start DATA PROVIDED

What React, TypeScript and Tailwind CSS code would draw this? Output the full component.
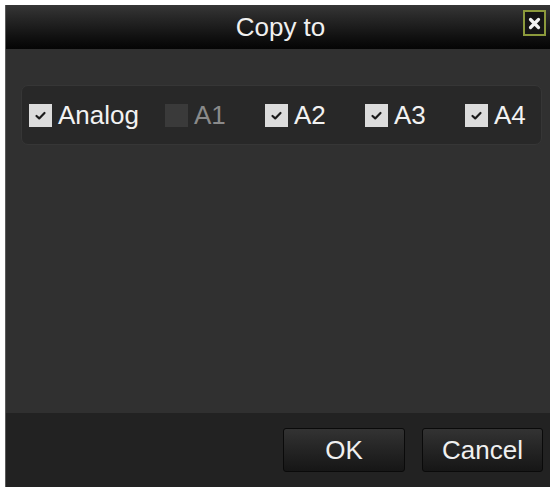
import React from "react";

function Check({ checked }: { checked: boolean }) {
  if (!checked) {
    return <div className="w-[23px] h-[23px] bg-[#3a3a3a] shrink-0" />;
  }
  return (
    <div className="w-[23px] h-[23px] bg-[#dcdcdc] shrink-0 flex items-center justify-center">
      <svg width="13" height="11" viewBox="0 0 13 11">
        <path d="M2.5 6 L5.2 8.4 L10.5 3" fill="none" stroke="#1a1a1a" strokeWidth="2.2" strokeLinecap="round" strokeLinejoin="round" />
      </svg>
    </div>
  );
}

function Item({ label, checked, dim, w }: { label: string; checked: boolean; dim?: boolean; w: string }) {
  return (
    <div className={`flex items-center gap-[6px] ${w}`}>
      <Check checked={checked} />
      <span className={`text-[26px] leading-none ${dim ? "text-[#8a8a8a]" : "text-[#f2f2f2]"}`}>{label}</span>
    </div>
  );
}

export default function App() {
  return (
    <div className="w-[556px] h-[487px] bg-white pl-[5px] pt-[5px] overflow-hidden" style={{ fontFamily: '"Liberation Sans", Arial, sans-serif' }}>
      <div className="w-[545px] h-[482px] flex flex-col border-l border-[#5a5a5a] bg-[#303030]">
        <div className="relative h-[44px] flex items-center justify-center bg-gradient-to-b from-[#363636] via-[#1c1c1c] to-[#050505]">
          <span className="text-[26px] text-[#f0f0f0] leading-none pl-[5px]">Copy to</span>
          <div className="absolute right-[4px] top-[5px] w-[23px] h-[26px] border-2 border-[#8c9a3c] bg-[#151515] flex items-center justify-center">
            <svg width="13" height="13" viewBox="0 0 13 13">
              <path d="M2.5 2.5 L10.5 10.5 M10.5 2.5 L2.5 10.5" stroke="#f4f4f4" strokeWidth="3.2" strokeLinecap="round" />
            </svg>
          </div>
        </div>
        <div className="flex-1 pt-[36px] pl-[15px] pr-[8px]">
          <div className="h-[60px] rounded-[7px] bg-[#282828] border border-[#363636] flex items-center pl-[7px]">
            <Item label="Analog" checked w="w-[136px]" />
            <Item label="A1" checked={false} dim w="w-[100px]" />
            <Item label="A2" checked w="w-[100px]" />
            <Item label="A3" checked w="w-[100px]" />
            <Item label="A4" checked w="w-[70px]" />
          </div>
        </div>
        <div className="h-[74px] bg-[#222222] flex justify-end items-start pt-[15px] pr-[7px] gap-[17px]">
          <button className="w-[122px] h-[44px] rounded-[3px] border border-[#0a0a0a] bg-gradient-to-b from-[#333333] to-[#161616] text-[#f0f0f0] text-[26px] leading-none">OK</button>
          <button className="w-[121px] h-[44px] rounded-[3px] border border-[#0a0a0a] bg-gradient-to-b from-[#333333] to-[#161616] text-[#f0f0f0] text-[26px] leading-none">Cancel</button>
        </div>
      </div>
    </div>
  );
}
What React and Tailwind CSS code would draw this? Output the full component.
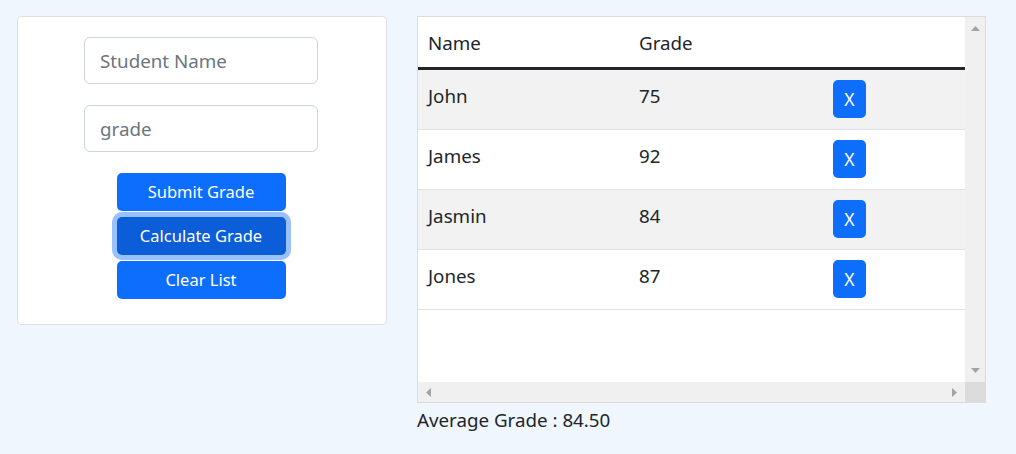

end DATA PROVIDED

WORK TO DO => Your answer should be only the number of lines that hold the word "this".

RESULT => 2